DATE: [YYYY-MM-DD] UPDATED: [AM / Midday / PM] | # | Deliverable | Assignee | Priority | Target | Status | |---|----------------------|----------|----------|-----------|-----------| | 1 | [Package name] | Agent-1 | High | 10:00 AM | Complete | | 2 | [Package name] | Agent-2 | Medium | 2:00 PM | In Prog | | 3 | [Package name] | Agent-1 | Low | EOD | Queued | BLOCKERS: - [Any dependencies or issues] NOTES: [Adjustments from original plan]

Improvement Ticket

A captured learning or suggestion for system improvement. Generated during runs and batched for periodic review.

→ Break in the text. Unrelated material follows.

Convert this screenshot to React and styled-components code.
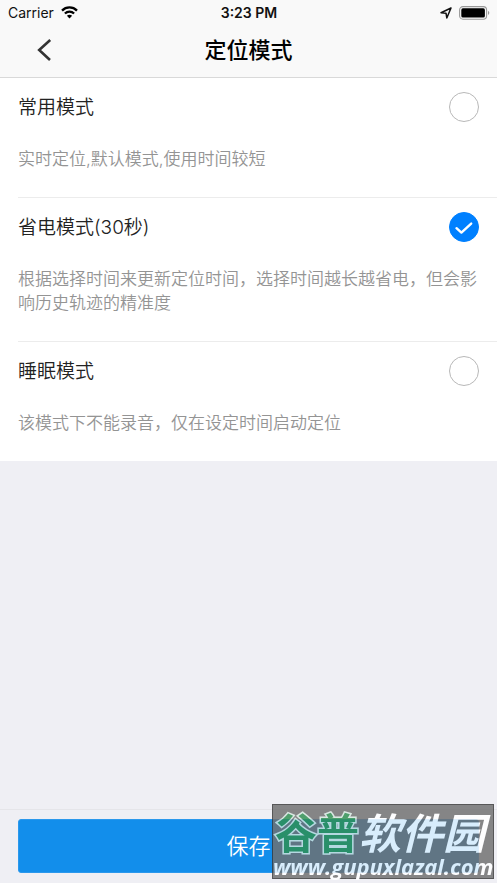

TICKET ID: [IMP-YYYYMMDD-###] DATE: [YYYY-MM-DD] SOURCE: [Which run / deliverable] SUBMITTED BY: [Name or Agent ID] OBSERVATION: [What happened or was noticed] SUGGESTION: [Proposed improvement] AFFECTED FILES: - [process.html / example.html / context.html / quality.html] PRIORITY: [High / Medium / Low] STATUS: [Open / In Review / Implemented / Rejected] RESOLUTION: [What was done, if any]

Roles

Roles & Accountability

Clear ownership prevents gaps and confusion. Every role has defined responsibilities.

Role	Responsibilities	Accountable For
Production Leader	Conducts shift reviews, maintains artifacts, escalates issues	Daily metrics, shift log completeness, escalation timeliness
Agent Operator	Configures and runs agents, performs QC, logs observations	Run execution, first-pass yield, improvement ticket submission
Process Owner	Maintains Process/Example/Context/Quality files, reviews improvements	Process quality, file currency, improvement implementation
Escalation Point	Receives andon triggers, makes judgment calls, resolves blockers	Response time, resolution quality, systemic issue identification

One Person, Multiple Roles

In small teams, one person may hold multiple roles. That's fine—what matters is that every responsibility has a clear owner. Ambiguity is the enemy.

"Management is doing things right; leadership is doing the right things."

— Peter Drucker

Leaders Standard Work bridges both: the structured rhythm ensures things are done right, while the Signal/Learn/Operate framework ensures the right things are prioritized.